Work out how many lines hold the string "index". The answer is a single number, nothing more.

▶ Data to process
......

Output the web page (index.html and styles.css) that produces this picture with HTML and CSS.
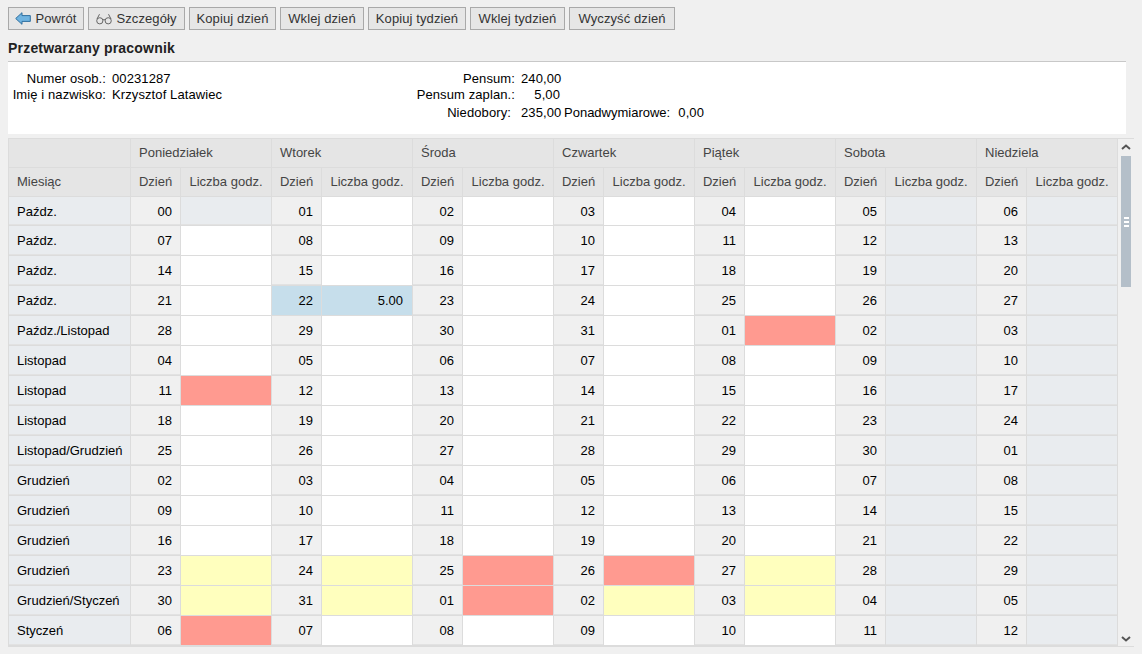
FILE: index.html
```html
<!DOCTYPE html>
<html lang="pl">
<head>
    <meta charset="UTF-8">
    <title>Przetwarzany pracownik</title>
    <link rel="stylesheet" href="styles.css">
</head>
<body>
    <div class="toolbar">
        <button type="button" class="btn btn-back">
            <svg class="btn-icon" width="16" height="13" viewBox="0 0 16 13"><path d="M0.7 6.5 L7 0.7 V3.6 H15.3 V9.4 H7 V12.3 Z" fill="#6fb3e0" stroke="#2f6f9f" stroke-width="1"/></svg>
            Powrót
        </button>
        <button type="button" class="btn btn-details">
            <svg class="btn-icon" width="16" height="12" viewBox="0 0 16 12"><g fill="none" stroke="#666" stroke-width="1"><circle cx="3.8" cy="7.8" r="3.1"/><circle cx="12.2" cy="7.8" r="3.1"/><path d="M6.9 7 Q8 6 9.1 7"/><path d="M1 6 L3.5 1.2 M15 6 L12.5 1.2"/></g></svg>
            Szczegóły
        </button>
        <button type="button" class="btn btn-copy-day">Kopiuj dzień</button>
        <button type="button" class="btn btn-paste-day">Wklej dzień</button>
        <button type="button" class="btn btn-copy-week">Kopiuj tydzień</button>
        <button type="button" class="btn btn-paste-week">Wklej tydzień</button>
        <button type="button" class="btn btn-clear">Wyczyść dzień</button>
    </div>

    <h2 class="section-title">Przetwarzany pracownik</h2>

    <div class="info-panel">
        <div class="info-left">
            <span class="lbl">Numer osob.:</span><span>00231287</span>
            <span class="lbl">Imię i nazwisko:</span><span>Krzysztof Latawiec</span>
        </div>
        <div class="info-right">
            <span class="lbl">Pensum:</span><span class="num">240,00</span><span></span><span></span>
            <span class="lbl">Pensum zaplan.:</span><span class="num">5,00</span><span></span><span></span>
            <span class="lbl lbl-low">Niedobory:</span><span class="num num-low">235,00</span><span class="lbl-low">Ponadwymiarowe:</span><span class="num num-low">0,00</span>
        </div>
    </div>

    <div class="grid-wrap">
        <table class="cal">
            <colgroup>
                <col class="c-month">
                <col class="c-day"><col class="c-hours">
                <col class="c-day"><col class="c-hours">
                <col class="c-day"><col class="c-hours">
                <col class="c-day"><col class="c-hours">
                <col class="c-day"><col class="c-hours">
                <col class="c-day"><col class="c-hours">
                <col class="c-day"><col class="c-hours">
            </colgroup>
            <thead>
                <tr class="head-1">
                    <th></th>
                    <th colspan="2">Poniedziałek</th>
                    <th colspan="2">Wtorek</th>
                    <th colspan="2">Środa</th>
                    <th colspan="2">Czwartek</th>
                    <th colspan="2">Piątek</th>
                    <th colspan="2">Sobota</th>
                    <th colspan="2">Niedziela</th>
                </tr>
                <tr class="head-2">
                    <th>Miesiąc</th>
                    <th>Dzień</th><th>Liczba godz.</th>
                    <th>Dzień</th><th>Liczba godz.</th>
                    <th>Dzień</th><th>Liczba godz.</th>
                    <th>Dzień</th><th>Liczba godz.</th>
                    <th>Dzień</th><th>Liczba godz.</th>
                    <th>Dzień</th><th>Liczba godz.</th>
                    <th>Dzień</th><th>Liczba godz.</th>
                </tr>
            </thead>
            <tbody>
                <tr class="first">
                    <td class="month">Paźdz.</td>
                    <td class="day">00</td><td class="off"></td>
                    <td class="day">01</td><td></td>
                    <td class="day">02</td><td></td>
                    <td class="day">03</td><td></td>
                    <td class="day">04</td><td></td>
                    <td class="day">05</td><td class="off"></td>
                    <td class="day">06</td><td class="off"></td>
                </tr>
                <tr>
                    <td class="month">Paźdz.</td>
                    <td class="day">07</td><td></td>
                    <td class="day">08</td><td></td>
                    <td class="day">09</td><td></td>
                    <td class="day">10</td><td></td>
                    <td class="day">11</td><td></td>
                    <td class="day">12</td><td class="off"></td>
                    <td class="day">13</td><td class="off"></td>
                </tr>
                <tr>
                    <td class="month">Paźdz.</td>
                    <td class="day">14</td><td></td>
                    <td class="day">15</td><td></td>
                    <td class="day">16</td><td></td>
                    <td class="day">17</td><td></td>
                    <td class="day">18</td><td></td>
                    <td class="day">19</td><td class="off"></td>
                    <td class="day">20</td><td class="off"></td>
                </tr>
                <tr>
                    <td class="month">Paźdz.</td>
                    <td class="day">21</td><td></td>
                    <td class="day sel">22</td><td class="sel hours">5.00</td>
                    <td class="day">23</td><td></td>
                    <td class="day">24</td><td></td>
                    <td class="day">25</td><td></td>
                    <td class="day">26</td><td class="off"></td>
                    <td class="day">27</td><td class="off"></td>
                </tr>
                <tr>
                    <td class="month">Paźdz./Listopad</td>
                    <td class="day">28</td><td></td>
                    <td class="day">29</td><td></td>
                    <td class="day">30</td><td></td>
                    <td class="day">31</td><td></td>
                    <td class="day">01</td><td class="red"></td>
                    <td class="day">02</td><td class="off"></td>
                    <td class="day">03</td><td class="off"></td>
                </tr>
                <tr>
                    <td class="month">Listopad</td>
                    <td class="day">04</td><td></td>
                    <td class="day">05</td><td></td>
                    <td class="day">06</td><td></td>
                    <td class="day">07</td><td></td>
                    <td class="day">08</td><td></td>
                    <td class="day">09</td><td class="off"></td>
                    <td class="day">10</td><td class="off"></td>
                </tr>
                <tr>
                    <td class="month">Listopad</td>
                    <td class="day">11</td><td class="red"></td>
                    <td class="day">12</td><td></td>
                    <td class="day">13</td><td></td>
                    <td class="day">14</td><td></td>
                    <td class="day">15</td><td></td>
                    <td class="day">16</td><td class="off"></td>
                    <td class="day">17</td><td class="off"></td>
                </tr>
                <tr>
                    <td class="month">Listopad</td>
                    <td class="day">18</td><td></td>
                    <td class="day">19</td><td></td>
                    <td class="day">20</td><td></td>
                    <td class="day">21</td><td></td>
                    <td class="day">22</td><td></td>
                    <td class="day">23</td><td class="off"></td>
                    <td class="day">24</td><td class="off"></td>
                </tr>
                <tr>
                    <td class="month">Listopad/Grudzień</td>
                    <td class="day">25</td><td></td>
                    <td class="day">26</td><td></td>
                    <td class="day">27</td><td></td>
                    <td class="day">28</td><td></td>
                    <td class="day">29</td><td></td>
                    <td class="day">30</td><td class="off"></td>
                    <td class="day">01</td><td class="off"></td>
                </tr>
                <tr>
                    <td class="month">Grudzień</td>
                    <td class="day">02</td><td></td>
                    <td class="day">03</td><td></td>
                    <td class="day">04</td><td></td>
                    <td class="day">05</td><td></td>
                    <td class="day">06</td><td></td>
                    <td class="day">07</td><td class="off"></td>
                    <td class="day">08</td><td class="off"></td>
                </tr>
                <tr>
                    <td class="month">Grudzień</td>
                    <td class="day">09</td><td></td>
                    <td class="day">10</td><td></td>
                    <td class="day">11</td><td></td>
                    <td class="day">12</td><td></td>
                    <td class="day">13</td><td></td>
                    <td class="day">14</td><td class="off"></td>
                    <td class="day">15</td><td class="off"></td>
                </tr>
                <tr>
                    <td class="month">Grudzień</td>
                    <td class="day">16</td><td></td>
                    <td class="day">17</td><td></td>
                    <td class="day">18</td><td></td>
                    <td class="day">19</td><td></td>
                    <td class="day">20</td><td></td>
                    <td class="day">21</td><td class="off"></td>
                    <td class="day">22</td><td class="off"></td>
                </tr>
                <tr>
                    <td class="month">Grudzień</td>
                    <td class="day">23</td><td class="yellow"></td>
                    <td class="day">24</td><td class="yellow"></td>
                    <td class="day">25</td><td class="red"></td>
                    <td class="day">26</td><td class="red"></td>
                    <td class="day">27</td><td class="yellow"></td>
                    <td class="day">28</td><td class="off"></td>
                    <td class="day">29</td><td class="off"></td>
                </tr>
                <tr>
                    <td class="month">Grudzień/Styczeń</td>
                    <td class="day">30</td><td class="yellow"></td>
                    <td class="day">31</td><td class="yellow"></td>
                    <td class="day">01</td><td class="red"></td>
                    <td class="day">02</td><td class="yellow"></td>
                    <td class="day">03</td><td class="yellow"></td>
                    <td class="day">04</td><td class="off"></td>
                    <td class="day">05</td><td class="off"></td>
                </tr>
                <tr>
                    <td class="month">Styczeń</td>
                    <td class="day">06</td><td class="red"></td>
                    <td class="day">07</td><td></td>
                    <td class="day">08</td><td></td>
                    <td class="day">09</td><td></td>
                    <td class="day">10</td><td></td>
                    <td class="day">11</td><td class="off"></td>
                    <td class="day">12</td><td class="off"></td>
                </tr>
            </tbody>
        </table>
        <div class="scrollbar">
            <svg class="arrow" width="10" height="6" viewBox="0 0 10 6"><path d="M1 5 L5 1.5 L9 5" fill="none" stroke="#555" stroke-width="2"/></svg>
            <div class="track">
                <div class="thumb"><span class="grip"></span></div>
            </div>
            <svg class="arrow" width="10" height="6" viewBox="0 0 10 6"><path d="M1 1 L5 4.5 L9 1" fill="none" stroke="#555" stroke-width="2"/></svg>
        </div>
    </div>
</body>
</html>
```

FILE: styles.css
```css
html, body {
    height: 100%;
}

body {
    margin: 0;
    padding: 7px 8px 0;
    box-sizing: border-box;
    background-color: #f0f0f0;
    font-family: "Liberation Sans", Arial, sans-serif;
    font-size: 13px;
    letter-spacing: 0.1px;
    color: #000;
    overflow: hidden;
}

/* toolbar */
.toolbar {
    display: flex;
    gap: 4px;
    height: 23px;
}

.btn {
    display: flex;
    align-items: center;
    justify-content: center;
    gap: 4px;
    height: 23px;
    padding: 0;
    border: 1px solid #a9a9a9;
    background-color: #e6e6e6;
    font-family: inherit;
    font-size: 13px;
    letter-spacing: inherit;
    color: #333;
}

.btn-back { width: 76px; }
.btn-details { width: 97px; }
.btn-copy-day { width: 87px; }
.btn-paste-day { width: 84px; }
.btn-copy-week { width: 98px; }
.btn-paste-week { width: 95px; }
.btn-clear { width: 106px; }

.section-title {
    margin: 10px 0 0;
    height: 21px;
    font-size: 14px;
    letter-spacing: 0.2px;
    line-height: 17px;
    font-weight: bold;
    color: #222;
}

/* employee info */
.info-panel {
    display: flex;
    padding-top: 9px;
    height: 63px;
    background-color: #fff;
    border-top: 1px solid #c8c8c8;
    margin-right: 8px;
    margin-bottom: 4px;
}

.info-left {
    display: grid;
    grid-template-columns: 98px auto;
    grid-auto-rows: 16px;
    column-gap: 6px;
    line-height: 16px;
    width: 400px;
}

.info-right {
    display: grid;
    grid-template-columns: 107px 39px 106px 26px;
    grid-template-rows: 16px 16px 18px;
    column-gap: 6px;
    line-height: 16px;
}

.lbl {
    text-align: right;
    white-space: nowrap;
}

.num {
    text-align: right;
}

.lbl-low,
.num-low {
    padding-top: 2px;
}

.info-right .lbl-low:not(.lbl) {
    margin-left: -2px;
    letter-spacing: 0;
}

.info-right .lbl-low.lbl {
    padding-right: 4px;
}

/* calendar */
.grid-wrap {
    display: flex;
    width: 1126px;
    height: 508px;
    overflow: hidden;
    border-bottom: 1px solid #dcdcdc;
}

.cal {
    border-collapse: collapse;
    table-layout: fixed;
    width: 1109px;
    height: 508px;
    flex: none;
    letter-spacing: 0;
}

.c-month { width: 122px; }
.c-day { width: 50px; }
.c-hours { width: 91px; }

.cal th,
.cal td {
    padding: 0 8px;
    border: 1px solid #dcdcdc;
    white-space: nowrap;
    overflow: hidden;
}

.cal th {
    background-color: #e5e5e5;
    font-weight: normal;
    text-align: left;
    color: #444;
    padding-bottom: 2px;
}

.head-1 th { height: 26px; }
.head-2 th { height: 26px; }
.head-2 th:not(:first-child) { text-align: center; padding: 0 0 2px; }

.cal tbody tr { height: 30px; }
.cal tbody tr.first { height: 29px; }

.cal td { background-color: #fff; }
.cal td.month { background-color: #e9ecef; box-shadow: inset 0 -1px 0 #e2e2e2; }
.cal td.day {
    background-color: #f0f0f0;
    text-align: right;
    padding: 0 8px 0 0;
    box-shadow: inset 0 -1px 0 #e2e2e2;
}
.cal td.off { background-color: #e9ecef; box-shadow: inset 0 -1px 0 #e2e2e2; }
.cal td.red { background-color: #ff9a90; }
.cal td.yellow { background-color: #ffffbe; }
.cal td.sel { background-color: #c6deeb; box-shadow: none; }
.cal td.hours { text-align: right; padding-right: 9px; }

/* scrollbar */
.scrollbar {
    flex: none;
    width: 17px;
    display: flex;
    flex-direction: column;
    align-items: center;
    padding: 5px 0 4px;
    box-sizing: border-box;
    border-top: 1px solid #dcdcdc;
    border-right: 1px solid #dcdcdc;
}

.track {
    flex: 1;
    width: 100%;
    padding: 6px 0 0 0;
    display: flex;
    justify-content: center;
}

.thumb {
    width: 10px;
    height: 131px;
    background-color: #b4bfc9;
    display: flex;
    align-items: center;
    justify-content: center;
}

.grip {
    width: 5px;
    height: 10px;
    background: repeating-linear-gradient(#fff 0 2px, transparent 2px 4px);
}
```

......

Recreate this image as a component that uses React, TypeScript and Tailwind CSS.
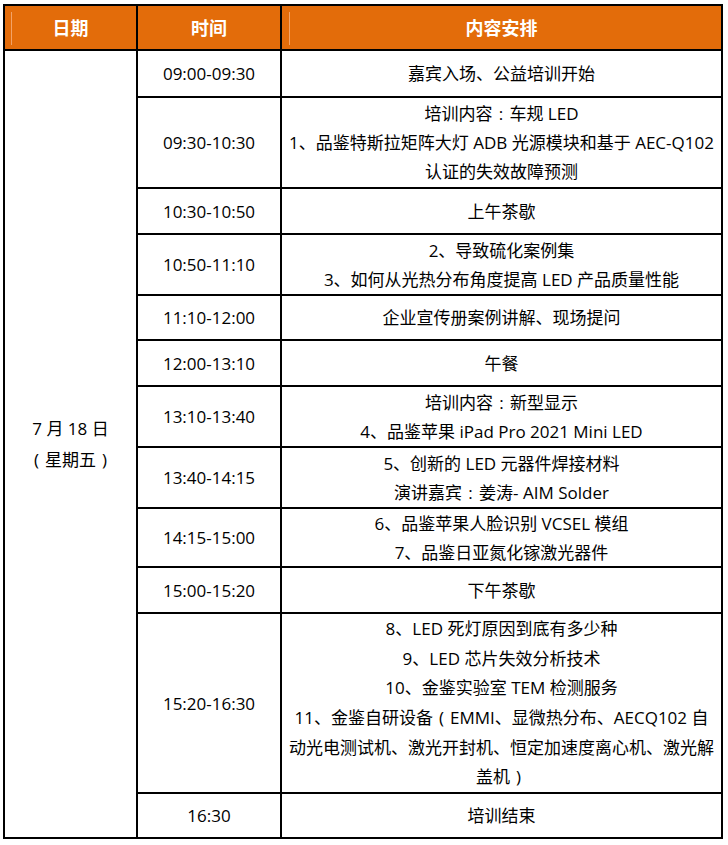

......

▶ Solution to the exercise
2